The functionality of a police vehicle has become much more than just getting its operators to the scene of a call. Law enforcement vehicle functionality now encompasses the use of computer systems with a range of accessory devices and features such as geographical displays, integrated alley lights or night vision systems, license plate readers, and biometric systems, just to name a few.

Today’s issues necessarily extend beyond selection, purchase, and acquisition, to functionality—making sure the technology installed in these vehicles actually works and can stand up under the rugged conditions in which they will be used. Do not assume, but rather think and question the product. Is the installed technology, for example, authenticated and encrypted?

Do not lose sight, either, of the future bottom line—obtaining these vehicles and technologies represents an investment that for many is akin to an experiment. It is likely that the vehicle and technical components will be watched closely by those asked to fund components, so the collection and use of performance metrics are strongly suggested for justifying as well as tailoring future outlays.

Also bear in mind that the logistics of coordinating personnel and supplies must be clearly thought through, well in advance. Vehicles are scarcely being used effectively or efficiently or showing optimal return on investment if they are being moved from one location for support of one problem and to another for support or correction of the same problem caused by the same condition.

Or, if the new equipment or technology is not designed to work at night, this could end up being a critical oversight leading to a difficult and dangerous situation for users. This would imply that training for this equipment includes manual backup procedures, tested and approved by sanctioned organizations.

The questions then become the nitty-gritty of envisioning day-to-day operations: Who is going to be trained to repair these units? Will the funds be there for backup equipment? Will there be personnel trained to both analyze the problems, and repair them in a timely fashion? Will there be a supply of backup equipment for ease of swapping out broken units and installing new ones?

The where as well as the who need to be answered, drawing on discussions generated during Project ALERT, which indicated that a central repair unit servicing and funded by several departments in a given geographic region, should be considered. Integrating the significant amount of new technology involved in these vehicles, from both manufacturers and aftermarket solution providers will take comprehensive training and new policies and procedures to tie all components and variables into coherent operational applications.

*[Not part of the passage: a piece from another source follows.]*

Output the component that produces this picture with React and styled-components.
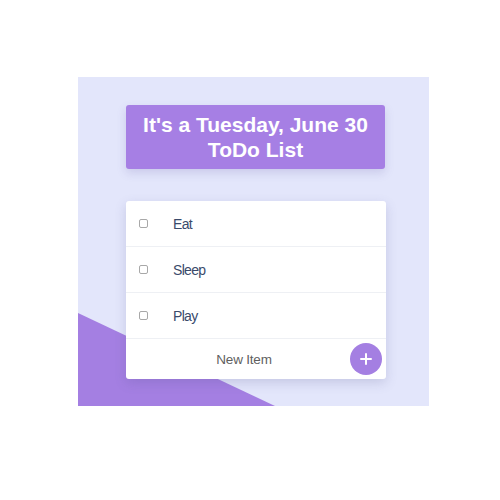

Once the vehicle is delivered to an agency’s fleet, the work is only beginning. As soon as these new units hit the field, whole new vistas of tasks and responsibilities come into view, with more to maintain and support in all directions.


Planning a Transition

Most new law enforcement personnel of today have grown up with change and can quickly adapt to new things. When “bugs” are found in technology, however and workarounds have to be employed, it takes specialized training to master that dexterity of analysis, repair, and documentation. Plan for a transition period between accepting delivery of a fully technically equipped vehicle and the time at which it is deployed. Since effective instructions will need to come from the field operatives, they will have to be intensively trained prior to deployment, with prepared components such as after-action reports written for inclusion in training scenarios. This may mean taking personnel off the street until the full patrol and investigation units are trained. The field training officer will need to be fully informed about how to operate all technology and about the unique operating characteristics and manual backup of each vehicle’s components.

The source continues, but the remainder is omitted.